The Amsterdam manifesto espouses the principles of citable open data. It is a short document, and it is worth re-stating its eight points here:
- Data should be considered citable products of research.
- Such data should be held in persistent public repositories.
- If a publication is based on data not included with the article, those data should be cited in the publication.
- A data citation in a publication should resemble a bibliographic citation and be located in the publication’s reference list.
- Such a data citation should include a unique persistent identifier (a DataCite DOI recommended, or other persistent identifiers already in use within the community).
- The identifier should resolve to a page that either provides direct access to the data or information concerning its accessibility. Ideally, that landing page should be machine-actionable to promote interoperability of the data.
- If the data are available in different versions, the identifier should provide a method to access the previous or related versions.
- Data citation should facilitate attribution of credit to all contributors.
The manifesto itself is dated 20 March 2013, but the principles above go back far earlier, and most of the articles above have been implemented in this blog for a little while now. But its best illustrated with an example. Here I have used the excellent wordpress extension Kcite to adhere to points 1-5 and 8 above. Point 6 is the most interesting perhaps, and it is illustrated below. If you click on the graphic, it will load the log file associated with the calculation described in the previous post to convert the data to a rotatable 3D model, using Jmol.
This actually represents a departure from how I normally invoke data on this blog. I have hitherto done it by uploading the data to the WordPress uploads directory (it is thus in effect a local copy of the data). Here in this post I have not done that; it’s coming directly from the citable data repository, using e.g.

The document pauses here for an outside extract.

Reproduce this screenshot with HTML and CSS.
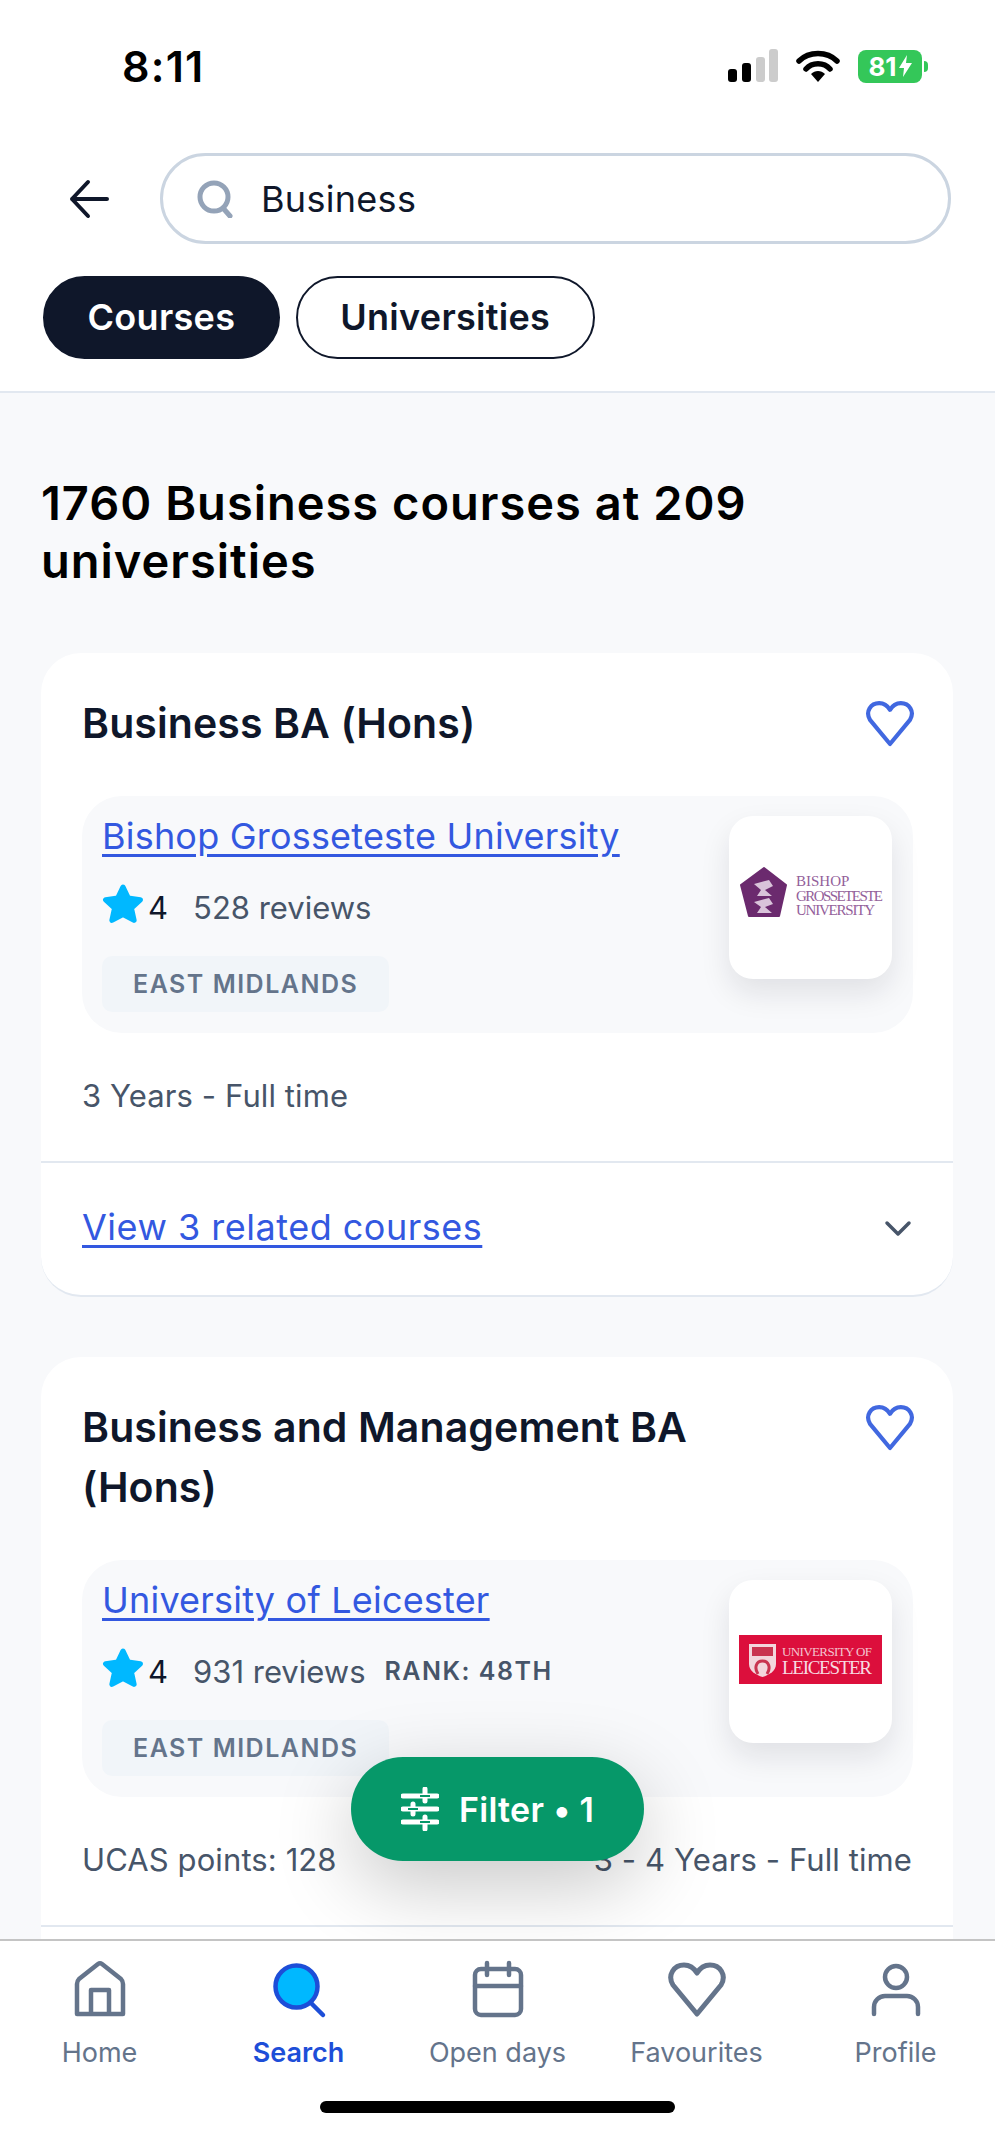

onclick="jmolInitialize('../Jmol/',true);jmolSetAppletColor('white');jmolApplet([500,500],'load http://files.figshare.com/1134372/logfile.log;frame 27;vectors on;vectors 4;vectors scale 5.0; color vectors orange; vibration 10;animation mode loop;');"
Well, almost. The URL of the actual dataset (
http://files.figshare.com/1134372/logfile.log) is derived from the doi (10.6084/m9.figshare.757728) by an internal process which has no exposed algorithm. As it happens, the DSpace digital repository is a bit better in this regard.
This is loaded using
which is directly derived from the handle itself (although again that algorithm has to be worked out by a human).
Point 7 above is also implemented (sort of). If you look at the Figshare repository, you will notice an additional link there which points to the Dspace repository. As it happens, the two datasets are identical (they are not different versions) and these semantics are currently NOT handled well. You could probably work this out from the date stamps of the two depositions (which are respectively Published on 29 Jul 2013 – 05:58 (GMT) and 2013-07-29T05:58:11Z for Figshare and DSpace respectively).
Whereas the Amsterdam manifesto is here implemented on a blog post, I think the grander aspiration is that the principles are to be followed in ALL scientific publications. We are some way away yet from achieving this. But watch this space for an upcoming example!
So can I urge all scientists who care about data to promulgate the principles of the Amsterdam manifesto, and wherever possible to practice what they preach!